In [1]:
# %pip install beautifulsoup4

In [2]:
def convert_duration_to_minutes(duration):
    # Remove 'h' and 'm' and split the duration
    parts = duration.replace('h', '').replace('m', '').split()

    # Initialize hours and minutes to 0
    hours = 0
    minutes = 0

    # Check if there are parts in the duration
    if parts:
        # If there is at least one part, treat it as hours
        hours = int(parts[0])

        # If there is a second part, treat it as minutes
        if len(parts) > 1:
            minutes = int(parts[1])

    # Calculate the total duration in minutes
    total_minutes = hours * 60 + minutes
    return total_minutes


def convert_number_of_votes_to_millions(votes):
    # Remove parentheses and convert 'K' to 'M' if necessary
    votes = votes.replace('(', '').replace(')', '')

    if 'K' in votes:
        votes = str(float(votes.replace('K', '')) / 1000) + 'M'

    return votes

In [4]:
import requests
from bs4 import BeautifulSoup
import pandas as pd
import time

# URL of the IMDb Top 250 Movies page
url = "https://www.imdb.com/chart/top"

# Set a user-agent header to mimic a real browser
headers = {
    'User-Agent': 'Mozilla/5.0 (Windows NT 10.0; Win64; x64) AppleWebKit/537.36 (KHTML, like Gecko) Chrome/58.0.3029.110 Safari/537.3'
}

# Initialize an empty list to store data
data_list = []

try:
    # Send a GET request to the URL with headers
    with requests.Session() as session:
        response = session.get(url, headers=headers)

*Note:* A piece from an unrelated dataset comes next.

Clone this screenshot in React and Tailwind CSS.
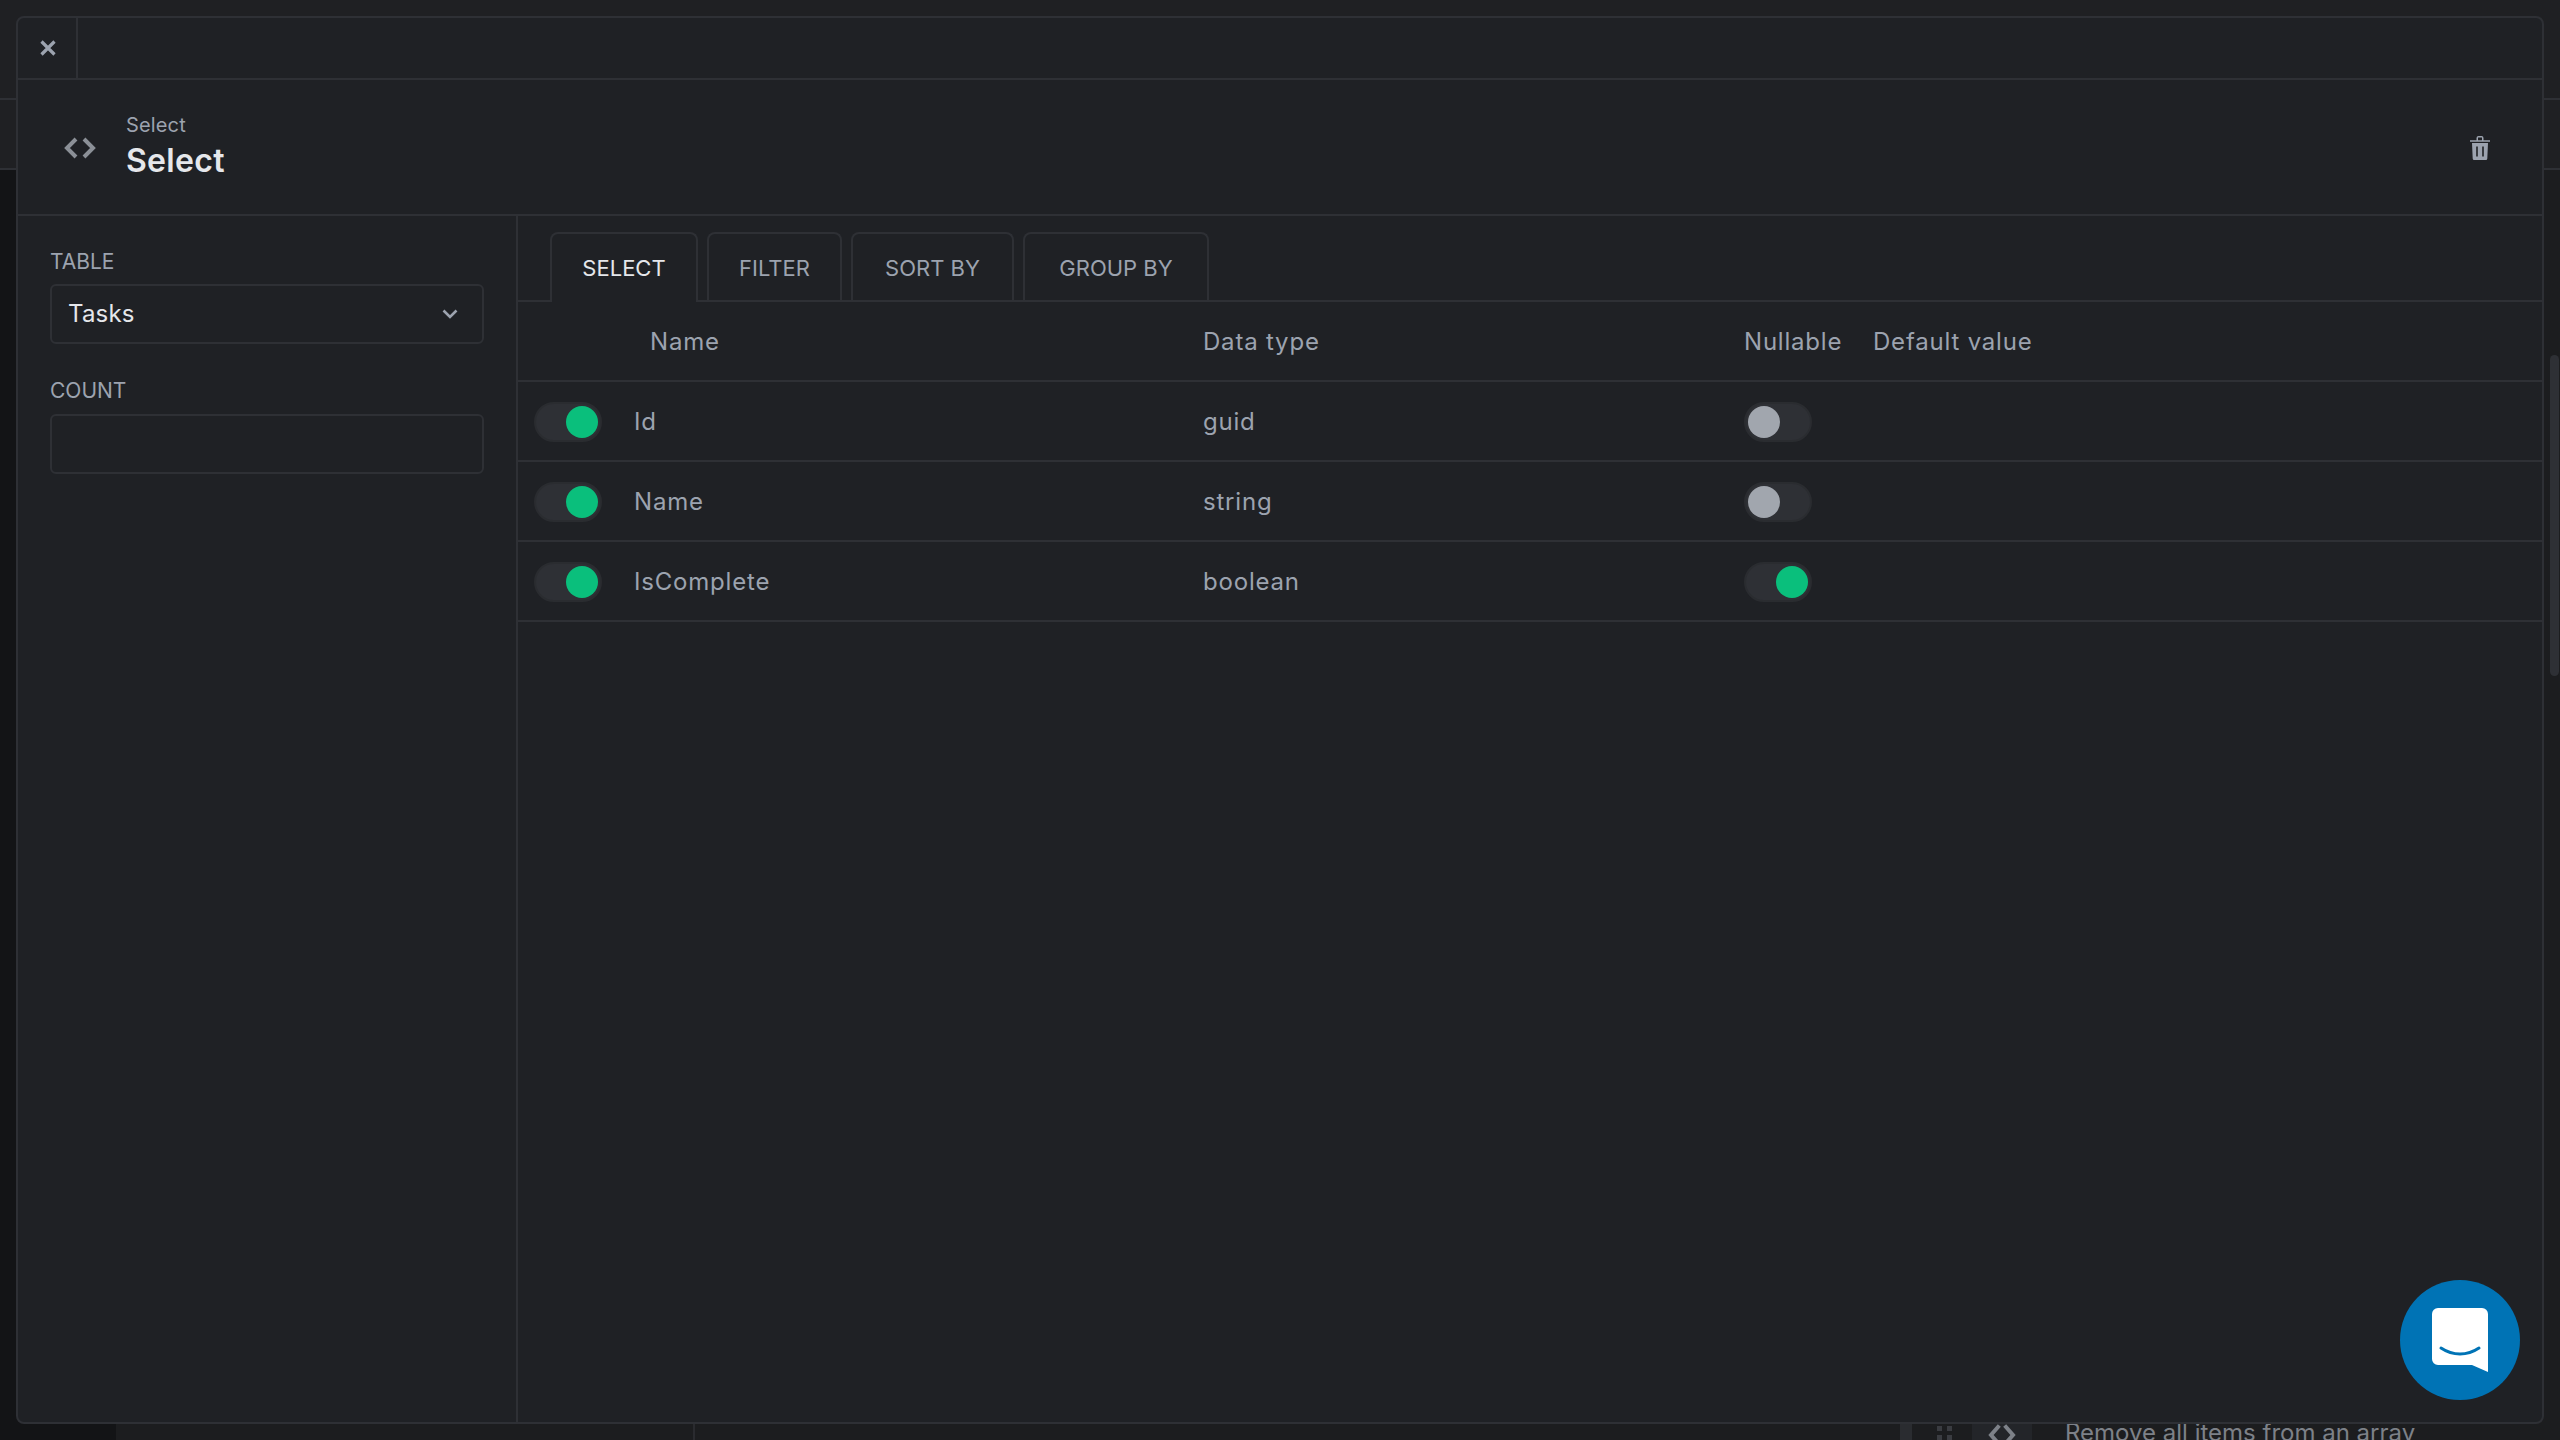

    # Check if the request was successful (status code 200)
    if response.status_code == 200:
        # Parse the HTML content of the page using Beautiful Soup
        soup = BeautifulSoup(response.text, 'html.parser')

        # Find the elements containing the movie information
        movie_list = soup.find_all('li', class_='cli-parent')

        # Iterate through the movie list and append data to the list
        for movie in movie_list:
            title = movie.h3.text
            title = title[3:].strip()

            # Extract rating and number of votes
            rating_text = movie.find(
                'span', class_='ipc-rating-star ipc-rating-star--base ipc-rating-star--imdb ratingGroup--imdb-rating').text
            rating_parts = rating_text.split('\xa0')

            # Check if there are enough parts before unpacking
            if len(rating_parts) >= 2:
                movie_rating = rating_parts[0]
                number_of_votes = rating_parts[1].strip('()')
                unified_votes = convert_number_of_votes_to_millions(
                    number_of_votes)
            else:
                # Handle the case when there are not enough parts
                print("Could not extract rating and number of votes.")
                continue  # Skip the current movie and move to the next one

            # Extract release date, duration, and category
            metadata_elements = movie.find_all(
                'span', class_='sc-479faa3c-8 bNrEFi cli-title-metadata-item')

            if len(metadata_elements) >= 3:
                release_date = metadata_elements[0].text.strip()
                duration = metadata_elements[1].text.strip()
                duration_in_minutes = convert_duration_to_minutes(duration)
                category = metadata_elements[2].text.strip()

                # Append the movie information to the list
                data_list.append({
                    "Movie Title": title,
                    "Movie Rating": movie_rating,
                    "Number of Votes M": unified_votes,
                    "Release Date": release_date,
                    "Duration (Minutes)": duration_in_minutes,
                    "Category": category
                })
            else:
                print("Could not extract release date, duration, and category.")

except Exception as e:
    print("An error occurred:", e)

# Convert the list to a DataFrame
movie_data = pd.DataFrame(data_list)

# Save the DataFrame to a CSV file
movie_data.to_csv("imdb_top_250_movies.csv", index=False)

time.sleep(2)

Could not extract release date, duration, and category.